Co-creative interactions are about engaging the client and expanding collaborative research, and the generation of ideas and opportunities for the client. Collaboration is relatively easy to define as the art of working together effectively and productively, according to David Dotlich, author of Action Coaching. He further states in his book that, commitment, passion, energy, and creativity flow from collaboration. Thus, as career coaches, our goal is to foster a sense of collaboration that releases positive traits and heightens self-awareness for our clients.
Establishing Trust and Intimacy with the Client
The definition of trust is (Merriam-Webster Dictionary) “assured reliance on the character, ability, strength, or truth of someone or something; one in which confidence is placed.” Trust is a tall order. Clients of career coaches place their confidence in the coach to help them find jobs, develop succession plans, gain promotions, and attain quality of life. Our job is to provide our clients with the tools needed to design a career management plan or otherwise meet their other career goals. It is the client’s job to make decisions, think and brainstorm, and follow through on assignments.
Your coaching presence is identifiable. Your clients will know if you are distracted, agitated, focused on them, or not, or happy, content, and prepared. Your ability to share, be open, and transparent with your clients will help them feel comfortable.
Your clients will look to you as the confident lead, listening and speaking to them without any bias. Ask your clients if you may talk about sensitive or new topics that may have been introduced in a session. This approach shows sensitivity on your part and expresses to the client that you were paying close attention to the discussion, and what the client had to say.
Flexibility and Adaptability
Coaching can shift gears at a moment’s notice. Goals may seem contradictory, issues may have blurry lines, and you may have planned to talk about resume development at the next session, only to find that the client has an interview the day after the next session.

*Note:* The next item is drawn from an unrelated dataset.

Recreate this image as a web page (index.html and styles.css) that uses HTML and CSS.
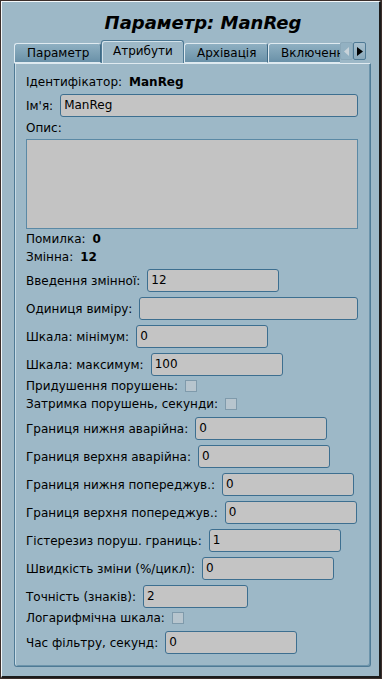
FILE: index.html
```html
<!DOCTYPE html>
<html>
<head>
<meta charset="utf-8">
<link rel="stylesheet" href="styles.css">
</head>
<body>
<div class="window">
  <div class="title">Параметр: ManReg</div>
  <div class="tabwidget">
    <div class="tabbar">
      <div class="tabs">
        <div class="tab t1">Параметр</div>
        <div class="tab active t2">Атрибути</div>
        <div class="tab t3">Архівація</div>
        <div class="tab t4">Включення</div>
      </div>
      <div class="arrows">
        <div class="arrow dis"><svg width="6" height="9" viewBox="0 0 6 9"><path d="M5 0 L0 4.5 L5 9Z" fill="#c8d3da"/></svg></div>
        <div class="arrow"><svg width="6" height="9" viewBox="0 0 6 9"><path d="M0 0 L6 4.5 L0 9Z" fill="#000"/></svg></div>
      </div>
    </div>
    <div class="panel">
      <div class="row text r-id"><span class="lbl">Ідентифікатор:</span><b>ManReg</b></div>
      <div class="row field r-name"><span class="lbl">Ім'я:</span><div class="inp grow">ManReg</div></div>
      <div class="row text r-opis"><span class="lbl">Опис:</span></div>
      <div class="textarea"></div>
      <div class="row text r-err"><span class="lbl">Помилка:</span><b>0</b></div>
      <div class="row text"><span class="lbl">Змінна:</span><b>12</b></div>
      <div class="row field r-first"><span class="lbl">Введення змінної:</span><div class="inp">12</div></div>
      <div class="row field"><span class="lbl">Одиниця виміру:</span><div class="inp grow"></div></div>
      <div class="row field"><span class="lbl">Шкала: мінімум:</span><div class="inp">0</div></div>
      <div class="row field"><span class="lbl">Шкала: максимум:</span><div class="inp">100</div></div>
      <div class="row text r-chk"><span class="lbl">Придушення порушень:</span><span class="chk"></span></div>
      <div class="row text"><span class="lbl">Затримка порушень, секунди:</span><span class="chk"></span></div>
      <div class="row field r-after"><span class="lbl">Границя нижня аварійна:</span><div class="inp">0</div></div>
      <div class="row field"><span class="lbl">Границя верхня аварійна:</span><div class="inp">0</div></div>
      <div class="row field"><span class="lbl">Границя нижня попереджув.:</span><div class="inp">0</div></div>
      <div class="row field"><span class="lbl">Границя верхня попереджув.:</span><div class="inp">0</div></div>
      <div class="row field"><span class="lbl">Гістерезиз поруш. границь:</span><div class="inp">1</div></div>
      <div class="row field"><span class="lbl">Швидкість зміни (%/цикл):</span><div class="inp">0</div></div>
      <div class="row field"><span class="lbl">Точність (знаків):</span><div class="inp short">2</div></div>
      <div class="row text r-chk"><span class="lbl">Логарифмічна шкала:</span><span class="chk"></span></div>
      <div class="row field r-after"><span class="lbl">Час фільтру, секунд:</span><div class="inp">0</div></div>
    </div>
  </div>
</div>
</body>
</html>
```

FILE: styles.css
```css
* { box-sizing: border-box; }
html, body { margin: 0; padding: 0; }
body {
  width: 382px;
  height: 679px;
  background: #3b2e2b;
  padding: 1px 1px 1px 1px;
  font-family: "DejaVu Sans", sans-serif;
  font-size: 12px;
  color: #000;
}
.window {
  width: 380px;
  height: 677px;
  background: #9db8c7;
  border-top: 1px solid #f4f8fa;
  border-left: 1px solid #f4f8fa;
  border-right: 2px solid #1c1c1c;
  border-bottom: 2px solid #1c1c1c;
  display: flex;
  flex-direction: column;
}
.title {
  height: 38px;
  padding-top: 9px;
  padding-left: 25px;
  text-align: center;
  font-weight: bold;
  font-style: italic;
  font-size: 18px;
  line-height: 24px;
}
.tabwidget {
  margin-left: 12px;
  margin-right: 8px;
  display: flex;
  flex-direction: column;
}
.tabbar {
  height: 23px;
  display: flex;
  align-items: flex-end;
  position: relative;
}
.tabs {
  display: flex;
  align-items: flex-end;
  width: 326px;
  overflow: hidden;
  white-space: nowrap;
}
.tab {
  height: 20px;
  line-height: 19px;
  padding-left: 12px;
  flex: none;
  border-top: 1px solid #dfeaf0;
  border-left: 1px solid #dfeaf0;
  border-right: 1px solid #3f6a85;
  border-radius: 3px 3px 0 0;
  background: linear-gradient(#8fb0c2, #6a91a8);
  border-bottom: 1px solid #dfeaf0;
}
.t1 { width: 87px; }
.t2 { width: 83px; }
.t3 { width: 84px; }
.t4 { width: 90px; }
.tab.active {
  height: 23px;
  line-height: 21px;
  background: #9db8c7;
  border-bottom: none;
  border-top: 1px solid #4f7a95;
  border-left: 1px solid #4f7a95;
  border-right: 1px solid #4f7a95;
  box-shadow: inset 1px 1px 0 #d4e3eb;
  padding-left: 11px;
}
.arrows {
  display: flex;
  align-items: flex-start;
  height: 23px;
  padding-top: 2px;
}
.arrow {
  width: 13px;
  height: 18px;
  display: flex;
  align-items: center;
  justify-content: center;
  background: linear-gradient(#a8c0ce, #8aa9bb);
  border: 1px solid #4f7a95;
  border-radius: 2px;
}
.arrow.dis {
  border-color: #8aa7b8;
  background: #93b1c2;
}
.panel {
  height: 604px;
  border: 1px solid #4f7a95;
  border-top: 1px solid #dfeaf0;
  border-radius: 0 0 3px 3px;
  box-shadow: inset 1px 0 0 #c8dbe5, inset -1px -1px 0 #6c94ab;
  padding: 8px 12px 0 11px;
  display: flex;
  flex-direction: column;
}
.row {
  display: flex;
  align-items: center;
  gap: 7px;
  flex: none;
}
.row.text { height: 18px; }
.row.field { height: 23px; margin-top: 5px; }
.lbl { white-space: nowrap; }
.row b { font-weight: bold; }
.r-id { margin-top: 1px; }
.r-name { margin-top: 3px !important; }
.r-opis { margin-top: 2px; }
.textarea {
  margin-top: 2px;
  height: 90px;
  background: #c3c3c3;
  border: 1px solid #5b89a5;
  flex: none;
}
.r-err { margin-top: 1px; }
.r-first { margin-top: 3px !important; }
.r-chk { margin-top: 1px; }
.r-after { margin-top: 4px !important; }
.inp {
  width: 132px;
  height: 23px;
  background: #c4c4c4;
  border: 1px solid #3d6f90;
  border-radius: 3px;
  padding-left: 3px;
  line-height: 21px;
  flex: none;
}
.inp.grow { flex: 1; width: auto; }
.inp.short { width: 105px; }
.chk {
  width: 12px;
  height: 12px;
  background: #b7c5ce;
  border: 1px solid #7f9aab;
  flex: none;
}
```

The ability to be flexible, adapt to the client’s needs, and “shift gears” solidifies your coaching presence as one who allows the client to present the agenda.
A positive coaching presence is respectful and encouraging. Everyone wants to feel respected, empowered, and motivated. Showing respect includes asking about progress, and listening carefully when a client is sharing an unpleasant story.
Coach – Client Relationship
The coach-client relationship is positive-energy and forward-thinking. This co-creative interaction is a two-person think tank with endless opportunities to propel a career coaching client forward in his career. Setting the foundation and introducing your unique coaching presence will help to build trust and set the stage for successful coaching sessions.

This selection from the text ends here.